El sutil encanto de lo simple
El esgrimista (The Fencer, 2015) es una película que atrapa sin pretensión. Una historia sencilla que a la vez encierra una metáfora compleja: la antigua pelea de David contra Goliat en tiempos del stalinismo de posguerra. El director finlandés Klaus Haro (Cartas al padre Jacob, 2009) demuestra con sutileza cómo contar sin golpes bajos el drama de los estados totalitarios, las persecuciones y el abuso de poder.
La Segunda Guerra mundial ha terminado. Un misterioso hombre sin pasado (interpretado por el estonio Märt Avandi) llega a Haapsalu, un pequeño pueblo de Estonia, país anexionado al gigante socialista de la Unión Soviética. Los camaradas que responden al régimen desconfían de este hombre que dice llamarse Endel y ser profesor de educación física. Endel comienza a dar clases en la escuela del pueblo pero el director (Hendrik Toompere Sr.) comienza a investigar al recién llegado.
El esgrimista está basada en la vida del campeón de esgrima Endel Nelis, un desertor estonio perseguido por el stalinismo. Más allá del dato puntual, la historia atrapa por mostrar con habilidad y suspenso la punta de un iceberg enorme: el despotismo de los estados totalitarios. Endel comienza a dar clases de esgrima a un grupo de alumnos sin ninguna formación, entablando una relación similar a la que tenía Julie Andrews en La novicia rebelde (The sound of music, 1965), con los hijos de la familia Von Trapp. A medida que la enseñanza avanza se va afianzando ese vínculo que los une y paralelamente crece el conflicto: el odio incondicional del director de la escuela, la contraparte de Endel. Este choque de personajes mantendrá la tensión narrativa siempre alta. A mayores avances en la formación de parte de Endel, mayores probabilidades de ser descubierto y atrapado por la temible policía secreta soviética.
La historia va in crescendo hasta llegar a poner al protagonista, esgrimísticamente hablando, entre la espada y la pared: debatirse entre la posibilidad de crecimiento sus alumnos en un torneo de esgrima en Leningrado y la de volver a encontrarse con su pasado y perder su libertad. La sutileza de la trama genera un ambiente de profunda conmoción y lleva a aplaudir el desarrollo de la historia bien contada. Personajes sensibles, elaborados desde la inocencia y actuaciones sobresalientes se deslizan sin fisuras durante los 93 minutos que dura la película.

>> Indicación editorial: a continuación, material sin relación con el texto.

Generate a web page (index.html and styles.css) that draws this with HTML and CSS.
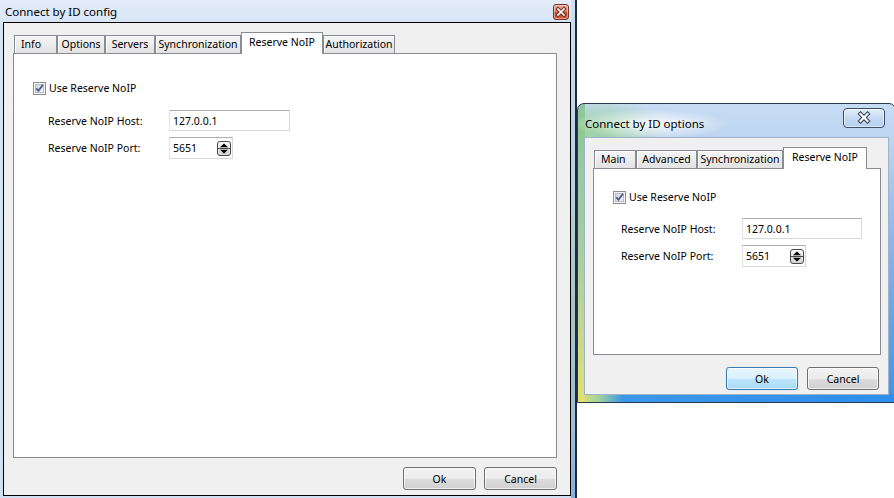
FILE: index.html
```html
<!DOCTYPE html>
<html lang="en">
<head>
<meta charset="utf-8">
<title>Connect by ID</title>
<link rel="stylesheet" href="styles.css">
</head>
<body>
<div class="desktop">
  <section class="win win-config">
    <header class="titlebar">
      <span class="title">Connect by ID config</span>
      <span class="close close-basic">
        <svg width="14" height="14" viewBox="0 0 14 14"><path d="M4 4L10 10M10 4L4 10" stroke="#6a2c1e" stroke-width="3.6" stroke-linecap="square"/><path d="M4 4L10 10M10 4L4 10" stroke="#fff" stroke-width="1.7" stroke-linecap="square"/></svg>
      </span>
    </header>
    <div class="client">
      <div class="tabbar">
        <div class="tab tab-min t-info">Info</div>
        <div class="tab t-options">Options</div>
        <div class="tab t-servers">Servers</div>
        <div class="tab t-sync">Synchronization</div>
        <div class="tab tab-active t-reserve">Reserve NoIP</div>
        <div class="tab t-auth">Authorization</div>
      </div>
      <div class="panel panel-config">
        <div class="check-row">
          <span class="checkbox"><svg width="13" height="13" viewBox="0 0 13 13"><defs><linearGradient id="cbA" x1="0" y1="0" x2="1" y2="1"><stop offset="0" stop-color="#cfd3d9"/><stop offset="1" stop-color="#f6f7f8"/></linearGradient></defs><rect x="0.5" y="0.5" width="12" height="12" fill="#f4f4f4" stroke="#8e8f8f"/><rect x="2.5" y="2.5" width="8" height="8" fill="url(#cbA)" stroke="#b9bdc3"/><path d="M3.3 6.3L5.4 8.9L9.9 2.9" fill="none" stroke="#4a5d91" stroke-width="1.8"/></svg></span>
          <span class="check-text">Use Reserve NoIP</span>
        </div>
        <div class="form form-config">
          <span class="label">Reserve NoIP Host:</span>
          <div class="field field-host">127.0.0.1</div>
          <span class="label">Reserve NoIP Port:</span>
          <div class="field field-spin"><span>5651</span><span class="spin"><svg width="14" height="15" viewBox="0 0 14 15"><defs><linearGradient id="spA" x1="0" y1="0" x2="0" y2="1"><stop offset="0" stop-color="#fbfbfb"/><stop offset="1" stop-color="#d2d2d2"/></linearGradient></defs><rect x="0.5" y="0.5" width="13" height="14" rx="2.5" fill="url(#spA)" stroke="#4a4a4a"/><path d="M1 7.5H13" stroke="#4a4a4a"/><path d="M3 6.2L7 2.4L11 6.2Z" fill="#000"/><path d="M3 8.8L7 12.6L11 8.8Z" fill="#000"/></svg></span></div>
        </div>
      </div>
      <div class="buttons buttons-config">
        <button class="btn">Ok</button>
        <button class="btn">Cancel</button>
      </div>
    </div>
  </section>

  <div class="side">
    <section class="win win-options">
      <header class="titlebar titlebar-aero">
        <span class="title title-aero">Connect by ID options</span>
        <span class="close close-aero">
          <svg width="40" height="18" viewBox="0 0 40 18"><path d="M16.5 5L23.5 12M23.5 5L16.5 12" stroke="#2c3d58" stroke-width="4.2" stroke-linecap="square"/><path d="M16.5 5L23.5 12M23.5 5L16.5 12" stroke="#fff" stroke-width="2.2" stroke-linecap="square"/></svg>
        </span>
      </header>
      <div class="client client-aero">
        <div class="tabbar">
          <div class="tab tab-min t-main">Main</div>
          <div class="tab t-adv">Advanced</div>
          <div class="tab t-sync">Synchronization</div>
          <div class="tab tab-active t-reserve2">Reserve NoIP</div>
        </div>
        <div class="panel panel-options">
          <div class="check-row">
            <span class="checkbox"><svg width="13" height="13" viewBox="0 0 13 13"><defs><linearGradient id="cbB" x1="0" y1="0" x2="1" y2="1"><stop offset="0" stop-color="#cfd3d9"/><stop offset="1" stop-color="#f6f7f8"/></linearGradient></defs><rect x="0.5" y="0.5" width="12" height="12" fill="#f4f4f4" stroke="#8e8f8f"/><rect x="2.5" y="2.5" width="8" height="8" fill="url(#cbB)" stroke="#b9bdc3"/><path d="M3.3 6.3L5.4 8.9L9.9 2.9" fill="none" stroke="#4a5d91" stroke-width="1.8"/></svg></span>
            <span class="check-text">Use Reserve NoIP</span>
          </div>
          <div class="form form-options">
            <span class="label">Reserve NoIP Host:</span>
            <div class="field field-host field-host-narrow">127.0.0.1</div>
            <span class="label">Reserve NoIP Port:</span>
            <div class="field field-spin"><span>5651</span><span class="spin"><svg width="14" height="15" viewBox="0 0 14 15"><defs><linearGradient id="spB" x1="0" y1="0" x2="0" y2="1"><stop offset="0" stop-color="#fbfbfb"/><stop offset="1" stop-color="#d2d2d2"/></linearGradient></defs><rect x="0.5" y="0.5" width="13" height="14" rx="2.5" fill="url(#spB)" stroke="#4a4a4a"/><path d="M1 7.5H13" stroke="#4a4a4a"/><path d="M3 6.2L7 2.4L11 6.2Z" fill="#000"/><path d="M3 8.8L7 12.6L11 8.8Z" fill="#000"/></svg></span></div>
          </div>
        </div>
        <div class="buttons buttons-options">
          <button class="btn btn-default">Ok</button>
          <button class="btn">Cancel</button>
        </div>
      </div>
    </section>
  </div>
</div>
</body>
</html>
```

FILE: styles.css
```css
* { box-sizing: border-box; }

html, body {
  margin: 0;
  padding: 0;
}

body {
  width: 894px;
  height: 498px;
  overflow: hidden;
  background: #ffffff;
  font-family: "Noto Sans", "Liberation Sans", Arial, sans-serif;
  font-size: 10.5px;
  color: #000;
}

.desktop {
  display: flex;
  height: 498px;
}

/* ---------- generic window ---------- */
.win {
  display: flex;
  flex-direction: column;
  flex: none;
}

.titlebar {
  display: flex;
  justify-content: space-between;
  align-items: flex-start;
  flex: none;
}

.title {
  font-size: 11.5px;
  white-space: nowrap;
}

.client {
  flex: 1;
  display: flex;
  flex-direction: column;
  background: #f0f0f0;
}

/* ---------- left window (basic theme) ---------- */
.win-config {
  width: 577px;
  height: 498px;
  padding: 0 4px 2px 3px;
  border-right: 2px solid #1c2a42;
  background:
    linear-gradient(to bottom, #cddff2 0%, #b9d0e4 35%, #a9c6c4 60%, #9fbfd8 85%, #86b0dc 100%) right top / 4px 100% no-repeat,
    linear-gradient(to bottom, #e4edf9 0px, #d6e4f4 22px, #d0e0f2 100%);
}

.win-config .titlebar {
  height: 22px;
}

.win-config .title {
  padding: 4px 0 0 2px;
  line-height: 16px;
}

.close-basic {
  width: 16px;
  height: 16px;
  margin: 4px 2px 0 0;
  border: 1px solid #7d3426;
  border-radius: 3px;
  background: linear-gradient(to bottom, #eab19f 0%, #dc8268 45%, #c9492c 55%, #d0603f 100%);
  box-shadow: inset 0 0 0 1px rgba(255, 230, 220, 0.45);
  display: flex;
  align-items: center;
  justify-content: center;
}

.win-config .client {
  border: 1px solid #000;
  padding: 9px 13px 5px 9px;
}

/* ---------- right window (aero) ---------- */
.side {
  width: 317px;
  flex: none;
  overflow: hidden;
  padding-top: 103px;
}

.win-options {
  width: 319px;
  height: 300px;
  padding: 0 6px 7px 6px;
  border: 1px solid #263a58;
  border-radius: 7px 7px 0 0;
  background:
    radial-gradient(ellipse 80px 15px at 72px 20px, rgba(255, 255, 255, 0.9), rgba(255, 255, 255, 0) 100%),
    radial-gradient(ellipse 70px 30px at 20px 25px, rgba(140, 205, 130, 0.8), rgba(140, 205, 130, 0) 100%),
    linear-gradient(to bottom, #8fc3a8 0%, #a6cf9e 50%, #c9d98a 80%, #e2e170 100%) left top / 7px 100% no-repeat,
    linear-gradient(to right, #e4e36c 0px, #9cd0a0 22px, #3a97ea 45px, #2f8ded 100%) left bottom / 100% 8px no-repeat,
    linear-gradient(to bottom, #c6dcf3 0px, #bed5f0 33px, #74aee4 60%, #3d94e8 100%);
}

.titlebar-aero {
  height: 33px;
}

.title-aero {
  padding: 12px 0 0 1px;
  line-height: 16px;
}

.close-aero {
  width: 42px;
  height: 20px;
  margin: 4px 4px 0 0;
  border: 1px solid #3a4f6e;
  border-radius: 4px;
  background: linear-gradient(to bottom, rgba(235, 244, 253, 0.75) 0%, rgba(200, 220, 242, 0.6) 50%, rgba(170, 198, 232, 0.55) 100%);
  box-shadow: inset 0 0 0 1px rgba(255, 255, 255, 0.55);
  display: flex;
  align-items: center;
  justify-content: center;
}

.client-aero {
  border: 1px solid #9fb3cb;
  padding: 9px 7px 4px 8px;
}

/* ---------- tabs ---------- */
.tabbar {
  display: flex;
  align-items: flex-end;
  height: 21px;
  padding-left: 1px;
  flex: none;
}

.tab {
  height: 18px;
  border: 1px solid #898c95;
  border-bottom: none;
  background: linear-gradient(to bottom, #f5f5f5 0%, #ececec 50%, #e2e2e2 100%);
  box-shadow: inset 1px 1px 0 #fbfbfb;
  display: flex;
  align-items: center;
  justify-content: center;
  white-space: nowrap;
  line-height: 14px;
  padding-bottom: 1px;
}

.tab-min {
  justify-content: flex-start;
  padding-left: 6px;
}

.tab-active {
  height: 22px;
  margin-bottom: -1px;
  background: #ffffff;
  box-shadow: none;
  position: relative;
  z-index: 1;
  padding-bottom: 4px;
}

.t-info { width: 43px; }
.t-options { width: 48px; }
.t-servers { width: 50px; }
.t-sync { width: 86px; }
.t-reserve { width: 82px; }
.t-auth { width: 72px; }
.t-main { width: 42px; }
.t-adv { width: 61px; }
.t-reserve2 { width: 84px; }

/* ---------- panel ---------- */
.panel {
  flex: 1;
  background: #ffffff;
  border: 1px solid #898c95;
  display: flex;
  flex-direction: column;
  align-items: flex-start;
}

.panel-config {
  padding: 28px 0 0 19px;
}

.panel-options {
  padding: 22px 0 0 19px;
}

.check-row {
  display: flex;
  align-items: center;
  height: 13px;
}

.checkbox {
  width: 13px;
  height: 13px;
  display: block;
  flex: none;
}

.checkbox svg,
.spin svg,
.close svg {
  display: block;
}

.check-text {
  margin-left: 3px;
  line-height: 13px;
  white-space: nowrap;
}

.form {
  display: grid;
  grid-template-columns: 121px auto;
  row-gap: 6px;
  align-items: center;
}

.form-config {
  margin: 15px 0 0 15px;
}

.form-options {
  margin: 14px 0 0 8px;
}

.label {
  white-space: nowrap;
  line-height: 14px;
}

.field {
  background: #ffffff;
  border: 1px solid #d5d9de;
  border-top-color: #abadb3;
  border-left-color: #e2e3ea;
  padding: 0 0 0 3px;
  display: flex;
  align-items: center;
  line-height: 14px;
}

.field-host {
  width: 121px;
  height: 21px;
}

.field-host-narrow {
  width: 120px;
}

.field-spin {
  width: 64px;
  height: 22px;
  justify-content: space-between;
  padding-right: 1px;
}

.spin {
  width: 14px;
  height: 15px;
}

/* ---------- buttons ---------- */
.buttons {
  display: flex;
  justify-content: flex-end;
  gap: 8px;
  flex: none;
}

.buttons-config {
  margin-top: 9px;
}

.buttons-options {
  margin-top: 12px;
  padding-right: 2px;
  gap: 9px;
}

.btn {
  width: 73px;
  height: 23px;
  padding: 0;
  font: inherit;
  color: #000;
  border: 1px solid #707070;
  border-radius: 3px;
  background: linear-gradient(to bottom, #f2f2f2 0%, #ebebeb 50%, #dddddd 51%, #cfcfcf 100%);
  box-shadow: inset 0 0 0 1px rgba(255, 255, 255, 0.7);
  line-height: 14px;
}

.buttons-options .btn {
  width: 72px;
}

.btn-default {
  border-color: #3c7fb1;
  background: linear-gradient(to bottom, #eaf6fd 0%, #d9f0fc 50%, #bee6fd 51%, #a7d9f5 100%);
  box-shadow: inset 0 0 0 1px rgba(255, 255, 255, 0.6), 0 0 1px #6fc0f2;
}
```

Lo criticable desde el punto de vista argumental podría ser la repetición de algunos tópicos ya vistos en la pantalla grande, como la relación maestro-alumno estilo Robin Williams en La sociedad de los poetas muertos (Dead Poets Society, 1989) y la impronta de lograr el imposible de Tom Cruise en Jerry Maguire (1996). No es el caso de El esgrimista porque existe una historia potente que aplaca cualquier intento de plagio. Por otro lado, nos recuerda que en el cine ya fue todo dicho, pero la originalidad se basa en una historia bien contada.